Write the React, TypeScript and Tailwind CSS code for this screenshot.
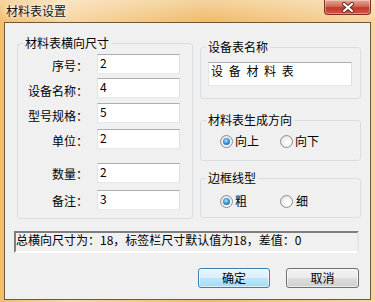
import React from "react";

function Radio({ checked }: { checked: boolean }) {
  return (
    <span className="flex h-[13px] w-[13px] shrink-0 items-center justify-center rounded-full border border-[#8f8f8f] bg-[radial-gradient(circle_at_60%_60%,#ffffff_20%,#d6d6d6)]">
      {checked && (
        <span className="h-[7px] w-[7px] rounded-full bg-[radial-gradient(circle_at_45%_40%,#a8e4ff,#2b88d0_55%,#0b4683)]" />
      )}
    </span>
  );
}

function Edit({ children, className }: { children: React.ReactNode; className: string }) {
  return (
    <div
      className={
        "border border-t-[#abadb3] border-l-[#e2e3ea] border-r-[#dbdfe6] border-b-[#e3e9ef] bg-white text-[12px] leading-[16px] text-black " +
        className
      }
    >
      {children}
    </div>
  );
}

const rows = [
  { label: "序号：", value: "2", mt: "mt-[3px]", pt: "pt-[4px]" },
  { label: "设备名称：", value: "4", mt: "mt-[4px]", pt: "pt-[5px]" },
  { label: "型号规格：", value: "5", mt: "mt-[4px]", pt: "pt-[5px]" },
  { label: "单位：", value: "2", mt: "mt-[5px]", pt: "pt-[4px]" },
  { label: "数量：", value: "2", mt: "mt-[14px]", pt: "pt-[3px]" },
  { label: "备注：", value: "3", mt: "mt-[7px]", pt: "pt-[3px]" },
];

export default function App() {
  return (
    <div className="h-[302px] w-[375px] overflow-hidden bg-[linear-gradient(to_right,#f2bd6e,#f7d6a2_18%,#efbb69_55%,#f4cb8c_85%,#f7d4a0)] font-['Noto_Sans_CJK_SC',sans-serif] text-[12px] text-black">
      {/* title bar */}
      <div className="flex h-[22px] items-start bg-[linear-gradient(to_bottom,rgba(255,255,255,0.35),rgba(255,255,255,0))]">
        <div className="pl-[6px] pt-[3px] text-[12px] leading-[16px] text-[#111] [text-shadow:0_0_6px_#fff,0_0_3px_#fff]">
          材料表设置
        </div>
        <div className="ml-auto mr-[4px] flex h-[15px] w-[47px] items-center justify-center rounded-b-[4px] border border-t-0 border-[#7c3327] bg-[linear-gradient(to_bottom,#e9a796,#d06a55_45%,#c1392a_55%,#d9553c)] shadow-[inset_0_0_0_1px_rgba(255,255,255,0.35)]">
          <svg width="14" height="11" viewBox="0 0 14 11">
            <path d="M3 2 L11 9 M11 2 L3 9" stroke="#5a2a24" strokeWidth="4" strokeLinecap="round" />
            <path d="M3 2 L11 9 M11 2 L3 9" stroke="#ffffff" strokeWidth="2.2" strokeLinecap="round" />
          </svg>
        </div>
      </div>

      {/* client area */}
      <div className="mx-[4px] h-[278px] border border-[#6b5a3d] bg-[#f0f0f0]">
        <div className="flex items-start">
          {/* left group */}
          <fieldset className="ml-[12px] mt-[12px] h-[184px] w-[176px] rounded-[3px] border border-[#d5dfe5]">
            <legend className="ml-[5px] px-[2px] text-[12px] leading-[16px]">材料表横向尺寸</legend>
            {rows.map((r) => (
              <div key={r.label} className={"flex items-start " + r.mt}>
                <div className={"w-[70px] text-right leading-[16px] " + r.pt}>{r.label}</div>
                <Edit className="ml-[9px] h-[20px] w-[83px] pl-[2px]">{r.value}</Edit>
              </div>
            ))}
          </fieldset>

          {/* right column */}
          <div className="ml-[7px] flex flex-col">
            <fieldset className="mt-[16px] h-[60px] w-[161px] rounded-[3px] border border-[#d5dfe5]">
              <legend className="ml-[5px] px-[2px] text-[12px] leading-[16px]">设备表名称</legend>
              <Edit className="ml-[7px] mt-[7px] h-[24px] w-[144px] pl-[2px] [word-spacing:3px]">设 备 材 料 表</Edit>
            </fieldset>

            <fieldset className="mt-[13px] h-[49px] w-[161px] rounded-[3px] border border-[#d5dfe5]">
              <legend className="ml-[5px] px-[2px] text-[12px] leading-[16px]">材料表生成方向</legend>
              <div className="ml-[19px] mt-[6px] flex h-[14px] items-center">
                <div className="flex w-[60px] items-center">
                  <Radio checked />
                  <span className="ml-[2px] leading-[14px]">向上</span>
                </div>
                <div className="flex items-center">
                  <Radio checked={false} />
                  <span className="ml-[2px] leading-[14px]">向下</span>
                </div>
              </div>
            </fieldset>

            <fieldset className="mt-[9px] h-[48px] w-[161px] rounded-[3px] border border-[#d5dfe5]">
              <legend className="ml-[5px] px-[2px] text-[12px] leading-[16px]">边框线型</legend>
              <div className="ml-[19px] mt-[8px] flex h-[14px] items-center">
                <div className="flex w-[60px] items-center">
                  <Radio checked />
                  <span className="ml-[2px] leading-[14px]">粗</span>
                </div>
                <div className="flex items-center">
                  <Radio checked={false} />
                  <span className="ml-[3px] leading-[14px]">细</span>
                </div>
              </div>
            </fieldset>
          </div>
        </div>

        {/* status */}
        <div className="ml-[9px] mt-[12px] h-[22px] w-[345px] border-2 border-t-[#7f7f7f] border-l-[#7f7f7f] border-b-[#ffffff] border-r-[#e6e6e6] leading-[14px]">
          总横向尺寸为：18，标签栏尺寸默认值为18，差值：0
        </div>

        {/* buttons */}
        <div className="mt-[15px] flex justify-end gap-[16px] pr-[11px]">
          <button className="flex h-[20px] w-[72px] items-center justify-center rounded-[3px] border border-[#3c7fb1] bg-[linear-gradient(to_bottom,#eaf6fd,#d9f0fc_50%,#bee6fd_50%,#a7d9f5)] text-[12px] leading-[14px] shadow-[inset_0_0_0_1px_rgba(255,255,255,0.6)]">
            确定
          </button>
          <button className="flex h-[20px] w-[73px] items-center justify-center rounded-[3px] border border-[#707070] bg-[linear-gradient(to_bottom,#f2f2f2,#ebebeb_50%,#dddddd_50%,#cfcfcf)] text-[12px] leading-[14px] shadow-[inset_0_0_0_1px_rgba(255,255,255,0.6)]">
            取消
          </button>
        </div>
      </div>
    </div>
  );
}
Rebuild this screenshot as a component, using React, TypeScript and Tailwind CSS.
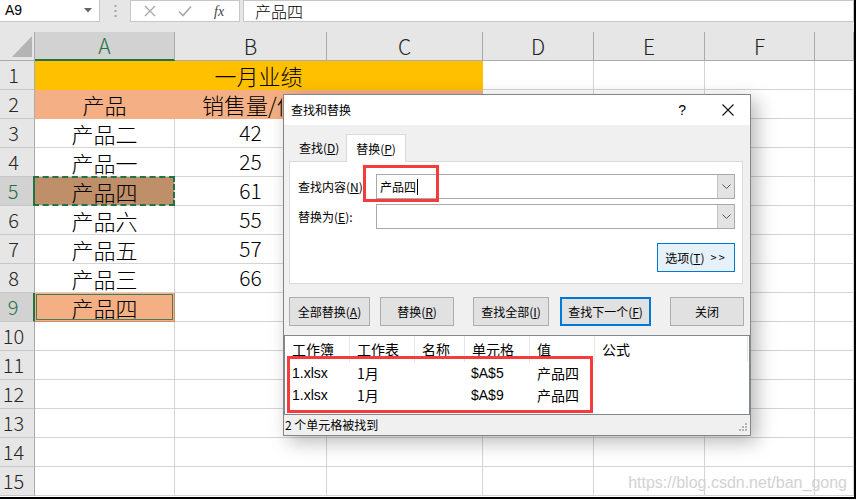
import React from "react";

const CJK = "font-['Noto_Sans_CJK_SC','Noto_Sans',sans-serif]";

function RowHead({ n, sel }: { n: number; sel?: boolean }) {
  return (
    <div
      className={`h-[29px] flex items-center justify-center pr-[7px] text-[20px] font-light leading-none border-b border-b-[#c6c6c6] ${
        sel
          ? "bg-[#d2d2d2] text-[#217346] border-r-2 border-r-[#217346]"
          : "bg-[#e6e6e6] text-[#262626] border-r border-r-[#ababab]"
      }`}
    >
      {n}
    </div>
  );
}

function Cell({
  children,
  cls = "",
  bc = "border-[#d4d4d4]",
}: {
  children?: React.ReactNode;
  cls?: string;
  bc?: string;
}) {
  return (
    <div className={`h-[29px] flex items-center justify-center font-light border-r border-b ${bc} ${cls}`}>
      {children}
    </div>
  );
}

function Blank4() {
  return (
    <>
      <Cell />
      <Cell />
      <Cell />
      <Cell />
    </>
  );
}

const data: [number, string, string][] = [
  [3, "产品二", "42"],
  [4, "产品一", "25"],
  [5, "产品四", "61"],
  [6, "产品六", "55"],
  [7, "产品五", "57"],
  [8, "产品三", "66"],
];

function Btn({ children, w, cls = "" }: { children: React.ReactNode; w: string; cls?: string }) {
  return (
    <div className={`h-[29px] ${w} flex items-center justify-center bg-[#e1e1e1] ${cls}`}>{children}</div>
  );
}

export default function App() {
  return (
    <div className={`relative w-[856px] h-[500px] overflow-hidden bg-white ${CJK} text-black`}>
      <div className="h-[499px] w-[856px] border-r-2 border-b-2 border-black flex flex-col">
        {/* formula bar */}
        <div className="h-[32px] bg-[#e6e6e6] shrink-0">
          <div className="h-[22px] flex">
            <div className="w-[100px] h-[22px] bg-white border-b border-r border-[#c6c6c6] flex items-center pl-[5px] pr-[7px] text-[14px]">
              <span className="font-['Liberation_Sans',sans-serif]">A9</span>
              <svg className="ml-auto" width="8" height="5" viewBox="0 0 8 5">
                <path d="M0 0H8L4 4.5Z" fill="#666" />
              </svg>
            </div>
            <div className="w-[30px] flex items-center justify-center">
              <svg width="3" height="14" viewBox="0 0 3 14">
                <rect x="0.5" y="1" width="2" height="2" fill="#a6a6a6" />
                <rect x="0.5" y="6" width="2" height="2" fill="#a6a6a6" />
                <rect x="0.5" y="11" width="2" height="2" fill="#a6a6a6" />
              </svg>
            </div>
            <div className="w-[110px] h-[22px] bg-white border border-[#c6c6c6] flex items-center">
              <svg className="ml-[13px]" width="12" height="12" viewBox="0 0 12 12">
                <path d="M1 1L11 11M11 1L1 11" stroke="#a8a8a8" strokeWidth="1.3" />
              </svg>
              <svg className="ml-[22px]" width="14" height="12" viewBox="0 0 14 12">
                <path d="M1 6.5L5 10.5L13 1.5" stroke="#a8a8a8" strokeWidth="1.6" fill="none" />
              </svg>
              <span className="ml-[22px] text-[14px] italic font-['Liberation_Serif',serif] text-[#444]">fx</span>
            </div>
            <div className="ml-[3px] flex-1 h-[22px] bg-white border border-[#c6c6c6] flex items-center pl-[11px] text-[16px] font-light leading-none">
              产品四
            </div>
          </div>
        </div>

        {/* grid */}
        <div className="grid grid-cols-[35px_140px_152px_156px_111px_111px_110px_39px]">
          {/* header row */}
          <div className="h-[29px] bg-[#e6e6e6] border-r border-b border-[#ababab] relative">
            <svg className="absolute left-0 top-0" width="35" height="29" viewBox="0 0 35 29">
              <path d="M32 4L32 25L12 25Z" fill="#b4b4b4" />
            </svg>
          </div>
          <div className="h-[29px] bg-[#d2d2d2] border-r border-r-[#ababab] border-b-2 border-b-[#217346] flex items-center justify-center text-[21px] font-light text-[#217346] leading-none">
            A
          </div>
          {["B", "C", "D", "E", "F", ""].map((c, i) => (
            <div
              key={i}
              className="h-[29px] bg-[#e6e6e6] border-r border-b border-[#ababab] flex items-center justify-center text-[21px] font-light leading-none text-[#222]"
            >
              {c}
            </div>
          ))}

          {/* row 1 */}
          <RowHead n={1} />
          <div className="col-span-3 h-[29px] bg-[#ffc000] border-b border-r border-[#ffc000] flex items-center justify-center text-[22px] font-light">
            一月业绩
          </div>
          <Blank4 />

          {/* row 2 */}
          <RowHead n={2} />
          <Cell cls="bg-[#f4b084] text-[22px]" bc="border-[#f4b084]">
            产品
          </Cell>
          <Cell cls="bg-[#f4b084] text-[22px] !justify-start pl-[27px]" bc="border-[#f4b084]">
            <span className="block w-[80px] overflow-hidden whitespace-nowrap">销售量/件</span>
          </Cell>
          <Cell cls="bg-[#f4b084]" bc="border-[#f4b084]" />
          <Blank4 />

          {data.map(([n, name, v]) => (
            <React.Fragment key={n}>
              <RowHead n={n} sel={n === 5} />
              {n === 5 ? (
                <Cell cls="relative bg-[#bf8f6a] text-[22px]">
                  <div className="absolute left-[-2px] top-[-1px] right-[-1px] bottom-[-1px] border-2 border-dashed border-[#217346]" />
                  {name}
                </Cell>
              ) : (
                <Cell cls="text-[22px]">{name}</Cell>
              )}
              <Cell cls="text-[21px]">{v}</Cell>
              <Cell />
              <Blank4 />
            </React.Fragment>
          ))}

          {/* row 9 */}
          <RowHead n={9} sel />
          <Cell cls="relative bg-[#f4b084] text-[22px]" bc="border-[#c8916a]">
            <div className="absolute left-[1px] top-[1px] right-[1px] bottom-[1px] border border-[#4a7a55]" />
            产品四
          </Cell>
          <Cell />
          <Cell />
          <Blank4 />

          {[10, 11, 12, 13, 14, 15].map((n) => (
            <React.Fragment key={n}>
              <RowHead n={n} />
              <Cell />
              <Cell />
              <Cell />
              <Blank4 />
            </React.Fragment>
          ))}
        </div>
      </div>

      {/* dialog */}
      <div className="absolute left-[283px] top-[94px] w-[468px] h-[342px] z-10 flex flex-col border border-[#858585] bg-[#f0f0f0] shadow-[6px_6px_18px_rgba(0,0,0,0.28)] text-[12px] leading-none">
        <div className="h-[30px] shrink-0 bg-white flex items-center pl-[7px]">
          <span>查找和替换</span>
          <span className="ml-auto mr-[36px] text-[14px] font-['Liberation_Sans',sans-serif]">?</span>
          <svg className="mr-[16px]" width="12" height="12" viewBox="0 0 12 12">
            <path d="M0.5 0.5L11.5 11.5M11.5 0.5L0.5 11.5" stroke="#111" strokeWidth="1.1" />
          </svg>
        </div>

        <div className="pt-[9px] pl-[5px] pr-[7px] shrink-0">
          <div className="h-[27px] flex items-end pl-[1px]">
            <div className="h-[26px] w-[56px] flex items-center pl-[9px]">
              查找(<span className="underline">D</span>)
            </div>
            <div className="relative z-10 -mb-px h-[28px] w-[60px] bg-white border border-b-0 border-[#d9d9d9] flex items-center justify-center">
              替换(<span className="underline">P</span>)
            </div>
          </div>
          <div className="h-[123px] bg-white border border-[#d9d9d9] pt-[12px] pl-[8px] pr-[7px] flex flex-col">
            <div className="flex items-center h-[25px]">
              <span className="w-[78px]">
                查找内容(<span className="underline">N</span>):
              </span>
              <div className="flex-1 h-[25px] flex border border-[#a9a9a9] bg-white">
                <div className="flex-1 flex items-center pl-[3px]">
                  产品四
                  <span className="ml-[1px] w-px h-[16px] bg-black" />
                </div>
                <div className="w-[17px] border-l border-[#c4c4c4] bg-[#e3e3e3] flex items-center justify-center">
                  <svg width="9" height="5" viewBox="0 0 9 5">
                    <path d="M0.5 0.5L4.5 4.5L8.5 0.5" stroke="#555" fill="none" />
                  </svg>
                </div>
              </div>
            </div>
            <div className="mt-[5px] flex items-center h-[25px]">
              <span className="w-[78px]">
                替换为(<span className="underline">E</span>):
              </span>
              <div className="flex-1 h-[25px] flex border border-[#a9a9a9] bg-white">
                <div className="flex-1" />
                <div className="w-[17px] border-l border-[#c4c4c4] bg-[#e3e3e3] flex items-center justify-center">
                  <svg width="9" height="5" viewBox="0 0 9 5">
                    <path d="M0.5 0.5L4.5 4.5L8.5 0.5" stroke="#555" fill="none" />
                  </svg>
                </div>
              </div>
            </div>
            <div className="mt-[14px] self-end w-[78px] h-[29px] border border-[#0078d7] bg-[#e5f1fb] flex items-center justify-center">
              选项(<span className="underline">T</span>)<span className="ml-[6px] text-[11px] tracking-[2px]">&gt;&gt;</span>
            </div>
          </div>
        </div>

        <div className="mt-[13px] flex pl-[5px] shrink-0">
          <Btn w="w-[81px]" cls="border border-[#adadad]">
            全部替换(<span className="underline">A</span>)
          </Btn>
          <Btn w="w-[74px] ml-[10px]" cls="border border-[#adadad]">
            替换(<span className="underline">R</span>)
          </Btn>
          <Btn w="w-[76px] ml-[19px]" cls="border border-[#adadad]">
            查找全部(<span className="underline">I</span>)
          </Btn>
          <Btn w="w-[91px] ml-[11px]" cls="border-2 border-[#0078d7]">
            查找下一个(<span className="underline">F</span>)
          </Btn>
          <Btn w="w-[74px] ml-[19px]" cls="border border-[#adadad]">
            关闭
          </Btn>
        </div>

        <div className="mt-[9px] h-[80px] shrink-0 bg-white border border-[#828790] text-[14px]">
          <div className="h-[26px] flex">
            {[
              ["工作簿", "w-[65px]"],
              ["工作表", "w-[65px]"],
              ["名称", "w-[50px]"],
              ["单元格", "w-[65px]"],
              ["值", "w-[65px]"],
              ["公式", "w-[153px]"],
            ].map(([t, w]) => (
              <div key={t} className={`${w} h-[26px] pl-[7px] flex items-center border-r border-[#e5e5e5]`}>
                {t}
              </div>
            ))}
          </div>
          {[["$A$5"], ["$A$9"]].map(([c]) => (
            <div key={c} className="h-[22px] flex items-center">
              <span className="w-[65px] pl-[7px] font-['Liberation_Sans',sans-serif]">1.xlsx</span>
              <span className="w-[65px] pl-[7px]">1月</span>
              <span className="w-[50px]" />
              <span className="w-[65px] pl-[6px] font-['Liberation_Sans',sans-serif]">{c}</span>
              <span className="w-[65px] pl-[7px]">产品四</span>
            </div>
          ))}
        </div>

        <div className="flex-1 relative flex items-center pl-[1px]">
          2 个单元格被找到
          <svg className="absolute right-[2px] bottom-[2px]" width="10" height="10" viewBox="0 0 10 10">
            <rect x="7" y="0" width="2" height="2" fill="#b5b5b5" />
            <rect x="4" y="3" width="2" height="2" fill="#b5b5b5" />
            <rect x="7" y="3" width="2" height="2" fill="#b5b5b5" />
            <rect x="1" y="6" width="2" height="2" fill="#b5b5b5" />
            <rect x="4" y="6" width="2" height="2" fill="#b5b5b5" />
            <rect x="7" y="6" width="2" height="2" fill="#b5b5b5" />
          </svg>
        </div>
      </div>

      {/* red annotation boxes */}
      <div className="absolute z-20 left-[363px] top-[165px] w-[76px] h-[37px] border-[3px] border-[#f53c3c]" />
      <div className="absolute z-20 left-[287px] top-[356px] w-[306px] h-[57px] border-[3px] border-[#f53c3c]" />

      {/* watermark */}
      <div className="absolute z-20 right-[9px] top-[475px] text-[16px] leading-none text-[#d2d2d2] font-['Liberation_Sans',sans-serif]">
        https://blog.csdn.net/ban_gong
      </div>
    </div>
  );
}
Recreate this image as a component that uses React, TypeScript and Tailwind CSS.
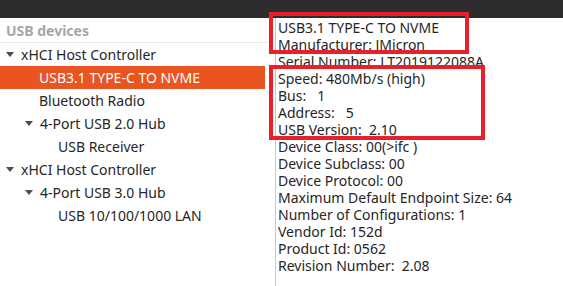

* [PROBLEM TO WORK ON]: Scan the material above for the string "Tailwind" and return the lines that hold it.

* [WRITTEN ANSWER]:
Write the React, TypeScript and Tailwind CSS code for this screenshot.
Rebuild this screenshot as a component, using React, TypeScript and Tailwind CSS.
Recreate this image as a component that uses React, TypeScript and Tailwind CSS.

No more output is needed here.